When NASA sent the James Webb Space Telescope (JWST) a million miles from Earth last Christmas Day it did so with one major worry—micrometeoroids.

These tiny particles of space dust have, predictably, already struck the $10 billion space telescope’s 18 beryllium-gold segments, causing irreparable damage not just once, but 14 times, NASA has revealed in a blog.

“We have experienced 14 measurable micrometeoroid hits on our primary mirror, and are averaging one to two per month, as anticipated,” said Mike Menzel, Webb lead mission systems engineer at NASA’s Goddard Space Flight Center in Greenbelt, Maryland. “The resulting optical errors from all but one of these were well within what we had budgeted and expected when building the observatory.”
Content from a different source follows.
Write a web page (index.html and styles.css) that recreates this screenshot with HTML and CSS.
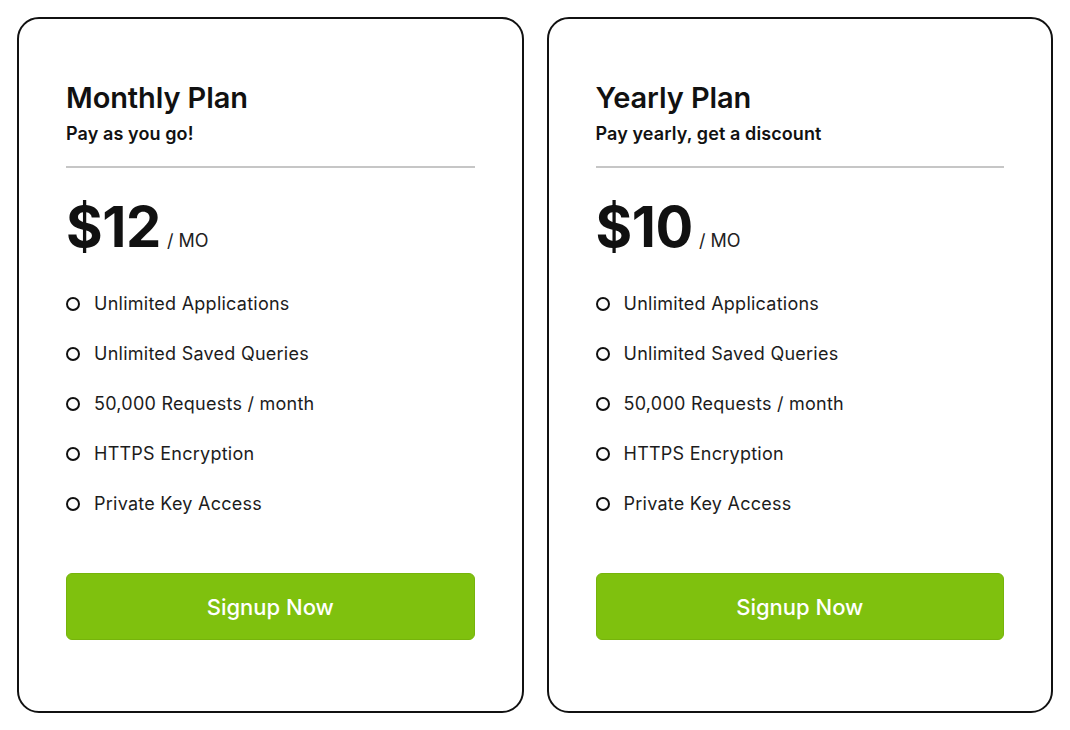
FILE: index.html
```html
<!DOCTYPE html>
<html lang="en">
<head>
  <meta charset="utf-8"/>
  <meta name="viewport" content="width=device-width, initial-scale=1.0"/>
  <title>Pricing Plans</title>
  <link rel="stylesheet" href="styles.css">
</head>
<body>
  <div class="plans">
    <div class="card">
      <h2 class="plan-name">Monthly Plan</h2>
      <p class="plan-tagline">Pay as you go!</p>
      <hr class="divider">
      <div class="price"><span class="amount">$12</span><span class="period">/ MO</span></div>
      <ul class="features">
        <li><span class="dot"></span>Unlimited Applications</li>
        <li><span class="dot"></span>Unlimited Saved Queries</li>
        <li><span class="dot"></span>50,000 Requests / month</li>
        <li><span class="dot"></span>HTTPS Encryption</li>
        <li><span class="dot"></span>Private Key Access</li>
      </ul>
      <a class="button" href="#">Signup Now</a>
    </div>

    <div class="card">
      <h2 class="plan-name">Yearly Plan</h2>
      <p class="plan-tagline">Pay yearly, get a discount</p>
      <hr class="divider">
      <div class="price"><span class="amount">$10</span><span class="period">/ MO</span></div>
      <ul class="features">
        <li><span class="dot"></span>Unlimited Applications</li>
        <li><span class="dot"></span>Unlimited Saved Queries</li>
        <li><span class="dot"></span>50,000 Requests / month</li>
        <li><span class="dot"></span>HTTPS Encryption</li>
        <li><span class="dot"></span>Private Key Access</li>
      </ul>
      <a class="button" href="#">Signup Now</a>
    </div>
  </div>
</body>
</html>
```

FILE: styles.css
```css
body {
  margin: 0;
  padding: 17px;
  background: #fff;
  color: #111;
  font-family: Inter, "Noto Sans", sans-serif;
}
.plans {
  display: grid;
  grid-template-columns: 1fr 1fr;
  gap: 23px;
}
.card {
  border: 2px solid #111;
  border-radius: 22px;
  padding: 61px 47px 71px;
  display: flex;
  flex-direction: column;
}
.plan-name {
  margin: 0;
  font-size: 29px;
  line-height: 36px;
  font-weight: 600;
  letter-spacing: -0.1px;
}
.plan-tagline {
  margin: 6px 0 0;
  font-size: 18px;
  line-height: 24px;
  font-weight: 600;
  letter-spacing: 0.1px;
}
.divider {
  margin: 20px 0 0;
  border: 0;
  height: 2px;
  background: #c6c6c6;
}
.price {
  margin-top: 31px;
  display: flex;
  align-items: baseline;
}
.amount {
  font-size: 56px;
  line-height: 56px;
  font-weight: 700;
  letter-spacing: -0.4px;
}
.period {
  margin-left: 6px;
  font-size: 18px;
  color: #222;
}
.features {
  list-style: none;
  margin: 37px 0 0;
  padding: 0;
  display: flex;
  flex-direction: column;
  gap: 26px;
}
.features li {
  display: flex;
  align-items: center;
  font-size: 18px;
  line-height: 24px;
  letter-spacing: 0.25px;
  color: #1c1c1c;
}
.dot {
  width: 10px;
  height: 10px;
  border: 2px solid #111;
  border-radius: 50%;
  margin-right: 14px;
  flex: none;
}
.button {
  margin-top: 57px;
  height: 67px;
  display: flex;
  align-items: center;
  justify-content: center;
  background: #7fc10e;
  border: 1px solid #76b40b;
  border-radius: 6px;
  box-sizing: border-box;
  color: #fff;
  font-size: 22px;
  font-weight: 500;
  text-decoration: none;
}
```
The outlier happened in May, when a micrometeoroid struck one of the beryllium-gold segments that makes up JWST’s main 6.5-meter mirror. Classed as as “unavoidable chance event,” it knocked the telescope slightly out of alignment. Engineers were able to adjust its 18 mirrors to correct for the damaged segment.

Space is a dangerous place to operate, with constant threats including cosmic rays from the Universe at large, harsh ultraviolet light and charged particles from the Sun, and micrometeoroids traveling at extreme velocities.

However, JWST’s engineers are already taking evasive action to reduce the chance of the precious space telescope from being damaged further. A working group at NASA concluded that strike in May 2022 was a rare statistical event, but the massive space telescope will hence be faced away from what is now known as the “micrometeoroid avoidance zone.” That means minimizing the time it spends looking in the direction of orbital motion, which statistically has more micrometeoroids moving at much higher velocities.

A particularly risky period is a meteor shower, which are caused by the particles left in the inner solar system by casing comes. It’s a scenario that could become a live issue particularly in both May 2023 and again in May 2024 when Webb travels through Halley’s comet’s stream of meteoroids.

“Micrometeoroids that strike the mirror head on (moving opposite the direction the telescope is moving) have twice the relative velocity and four times the kinetic energy, so avoiding this direction when feasible will help extend the exquisite optical performance for decades,” said Lee Feinberg, Webb optical telescope element manager at NASA Goddard.

The upshot is a reshuffling of JWST’s schedule, with objects observed when it’s safest to do so rather than in order of scientific urgency. An exception to the will be solar system targets, which are far more time-sensitive.

Webb—a $10 billion space telescope that sees in the infrared part of the spectrum—launched on Christmas Day in 2021 and has since February been orbiting the L2 point about a million miles/1.6 million kilometres from Earth.

Wishing you clear skies and wide eyes.